We are hurtling towards Christmas, and once again the annual challenge is looming over us like one of Scrooge’s ghosts. Yes, while normal people fret about wrapping paper and final posting dates for Antipodean parcels, we are again all in a lather about The Shed.

Faced with two weeks’ annual leave, we have the choice of staring at James Stewart films while skilfully guiding Belgian chocolates from the box to the mouth – my preferred option – or putting the entire fortnight to good use by sorting out the shed – my husband’s choice.

Sorting out the shed is such a well-established concept in our house, requiring such expert planning and well-honed spatial skills.

It hangs around the fact that our shed is (a) full of rubbish, and (b) according to the laws of physics, which in my experience tend to take precedence over silent pleas and crossed fingers, is on the point of disintegrating at any moment.

The Shed Theory is that we dump the rubbish, bring the good stuff into the kitchen temporarily, dismantle the shed without procuring a corporate manslaughter conviction courtesy of the Health and Safety Executive. However, in the past we have faced hurdles that have prevented the expedition from going ahead.

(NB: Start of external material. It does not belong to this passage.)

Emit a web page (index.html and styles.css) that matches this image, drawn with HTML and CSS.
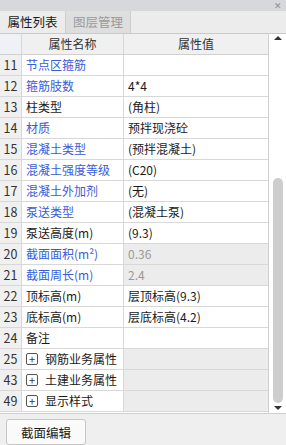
FILE: index.html
```html
<!DOCTYPE html>
<html lang="zh-CN">
<head>
  <meta charset="UTF-8">
  <title>属性列表</title>
  <link rel="stylesheet" href="styles.css">
</head>
<body>
  <div class="titlebar"><span class="close">✕</span></div>
  <div class="tabs">
    <div class="tab active">属性列表</div>
    <div class="tab">图层管理</div>
  </div>

  <div class="panel">
    <div class="table">
      <div class="row head">
        <div class="num"></div>
        <div class="name">属性名称</div>
        <div class="val">属性值</div>
      </div>
      <div class="row"><div class="num">11</div><div class="name blue">节点区箍筋</div><div class="val"></div></div>
      <div class="row"><div class="num">12</div><div class="name blue">箍筋肢数</div><div class="val">4*4</div></div>
      <div class="row"><div class="num">13</div><div class="name">柱类型</div><div class="val">(角柱)</div></div>
      <div class="row"><div class="num">14</div><div class="name blue">材质</div><div class="val">预拌现浇砼</div></div>
      <div class="row"><div class="num">15</div><div class="name blue">混凝土类型</div><div class="val">(预拌混凝土)</div></div>
      <div class="row"><div class="num">16</div><div class="name blue">混凝土强度等级</div><div class="val">(C20)</div></div>
      <div class="row"><div class="num">17</div><div class="name blue">混凝土外加剂</div><div class="val">(无)</div></div>
      <div class="row"><div class="num">18</div><div class="name blue">泵送类型</div><div class="val">(混凝土泵)</div></div>
      <div class="row"><div class="num">19</div><div class="name">泵送高度(m)</div><div class="val">(9.3)</div></div>
      <div class="row"><div class="num">20</div><div class="name blue">截面面积(m²)</div><div class="val ro">0.36</div></div>
      <div class="row"><div class="num">21</div><div class="name blue">截面周长(m)</div><div class="val ro">2.4</div></div>
      <div class="row"><div class="num">22</div><div class="name">顶标高(m)</div><div class="val">层顶标高(9.3)</div></div>
      <div class="row"><div class="num">23</div><div class="name">底标高(m)</div><div class="val">层底标高(4.2)</div></div>
      <div class="row"><div class="num">24</div><div class="name">备注</div><div class="val"></div></div>
      <div class="row group"><div class="num">25</div><div class="name"><span class="plus">+</span>钢筋业务属性</div><div class="val"></div></div>
      <div class="row group"><div class="num">43</div><div class="name"><span class="plus">+</span>土建业务属性</div><div class="val"></div></div>
      <div class="row group"><div class="num">49</div><div class="name"><span class="plus">+</span>显示样式</div><div class="val"></div></div>
    </div>
    <div class="scrollbar">
      <div class="arrow up"></div>
      <div class="track"><div class="thumb"></div></div>
      <div class="arrow down"></div>
    </div>
  </div>

  <div class="footer">
    <button class="btn">截面编辑</button>
  </div>
</body>
</html>
```

FILE: styles.css
```css
body {
  margin: 0;
  width: 286px;
  height: 445px;
  background: #efefef;
  font-family: "Noto Sans CJK SC", "Noto Sans", sans-serif;
  font-size: 12px;
  color: #1a1a1a;
  overflow: hidden;
}

.titlebar {
  height: 11px;
  background: #d7d8dc;
  display: flex;
  justify-content: flex-end;
  align-items: center;
  padding-right: 4px;
}

.close {
  font-size: 9px;
  line-height: 9px;
  color: #8c8c8c;
}

.tabs {
  height: 22px;
  display: flex;
  background: #ececec;
  border-bottom: 1px solid #c9c9c9;
}

.tab {
  width: 64px;
  line-height: 22px;
  text-align: center;
  font-size: 12.5px;
  color: #9a9a9a;
  background: #dedede;
  border-right: 1px solid #cfcfcf;
}

.tab.active {
  width: 65px;
  color: #1a1a1a;
  background: #ececec;
}

.panel {
  display: flex;
  height: 379px;
  border-bottom: 1px solid #cfcfcf;
}

.table {
  width: 268px;
  background: #fff;
}

.row {
  display: grid;
  grid-template-columns: 22px 102px 1fr;
  height: 20px;
  border-bottom: 1px solid #d8d8d8;
  line-height: 20px;
}

.row > div {
  white-space: nowrap;
  overflow: hidden;
}

.num {
  background: #f0f0f0;
  color: #333;
  font-size: 12.5px;
  text-align: center;
  border-right: 1px solid #d8d8d8;
}

.name {
  padding-left: 4px;
  border-right: 1px solid #d8d8d8;
  display: flex;
  align-items: center;
}

.val {
  padding-left: 4px;
}

.head {
  background: #f0f0f0;
  color: #333;
  border-bottom: 1px solid #d0d0d0;
}

.head .num {
  background: #eef1f5;
}

.head .name,
.head .val {
  justify-content: center;
  text-align: center;
  padding-left: 0;
}

.blue {
  color: #3a5bd9;
}

.ro {
  background: #ececec;
  color: #9a9a9a;
}

.group .val {
  background: #ececec;
}

.plus {
  width: 10px;
  height: 10px;
  border: 1px solid #555;
  border-radius: 2px;
  font-size: 11px;
  line-height: 10px;
  text-align: center;
  color: #333;
  margin-right: 7px;
}

.scrollbar {
  width: 17px;
  background: #fff;
  border-left: 1px solid #d0d0d0;
  display: flex;
  flex-direction: column;
  align-items: center;
}

.arrow {
  width: 0;
  height: 0;
  border-left: 4px solid transparent;
  border-right: 4px solid transparent;
}

.arrow.up {
  margin-top: 2px;
  border-bottom: 4px solid #333;
}

.arrow.down {
  margin-bottom: 3px;
  border-top: 4px solid #333;
}

.track {
  flex: 1;
  width: 100%;
  display: flex;
  flex-direction: column;
  justify-content: flex-end;
  align-items: center;
  padding-bottom: 3px;
}

.thumb {
  width: 10px;
  height: 225px;
  background: #cdcdcd;
  border-radius: 5px;
}

.footer {
  padding: 5px 6px;
}

.btn {
  width: 80px;
  height: 26px;
  background: #fafafa;
  border: 1px solid #c6c6c6;
  border-radius: 3px;
  font-family: "Noto Sans CJK SC", "Noto Sans", sans-serif;
  font-size: 12.5px;
  color: #1a1a1a;
  padding: 0;
}
```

One year it was too windy. Another year it was too cold. And last year the television schedule proved simply too attractive, so when my husband started to put his foot down and turned the telly off I simply moved to Base Camp One upstairs, slipped under the duvet and feigned Man Flu.

This year, though, there’s a steely glint of resolve in his eye – or maybe it’s a bit of paint that’s flaked off the shed wall. He is going to empty the shed himself before Christmas, sort out the rubbish from the salvageable, and then once the turkey carcass has begun showing early signs of salmonella we can roll up our sleeves and dismantle it board by board. Hurrah.

I nod and smile encouragingly. But without a hint of irony or sarcasm. For he has just spoken the words that have sealed the shed’s fate for the next year at least. He will sort out the rubbish from the salvageable.

My husband is from a clan that cannot bear to throw away anything. My father-in-law used to drive around in a Ford Anglia that had a garage door handle welded on to its boot. His iron had a hotplate that hailed from an earlier era and was an inch wider than the iron itself, so you couldn’t press a shirtsleeve without taking either half a cuff or a finger-width of skin with you as you edged towards the shoulder. And it’s in the genes.

After a weekend of toiling in the shed, he’s made great progress. There’s a wood chipper that is now in pieces on the floor, and if only we had kept the original instructions could almost certainly be repaired and reconstructed to turn excess branches into mulch. It’s potentially viable, but too oily to sit on the kitchen floor.

Then there’s the hedge trimmer. This again has mysteriously stopped working, and a cross-threaded screw means it is impossible to open up to scrutiny, but it would be a waste to send it to the waste electricals recycler. It, too, can’t really sit in the kitchen – it would petrify the turkey, for a start – so it’s going to have to remain in the shed. He doesn’t quite know how to tell me this, but we may have to keep the shed up for a while after all.

I take the news well, for I don’t quite know how to tell him this, but we haven’t won £5,000 on the Premium Bonds this month, either. It looks like another Christmas of black and white films and dark and milk chocolate.

What a pain, he says.

What a wonderful life, I say, but not out loud.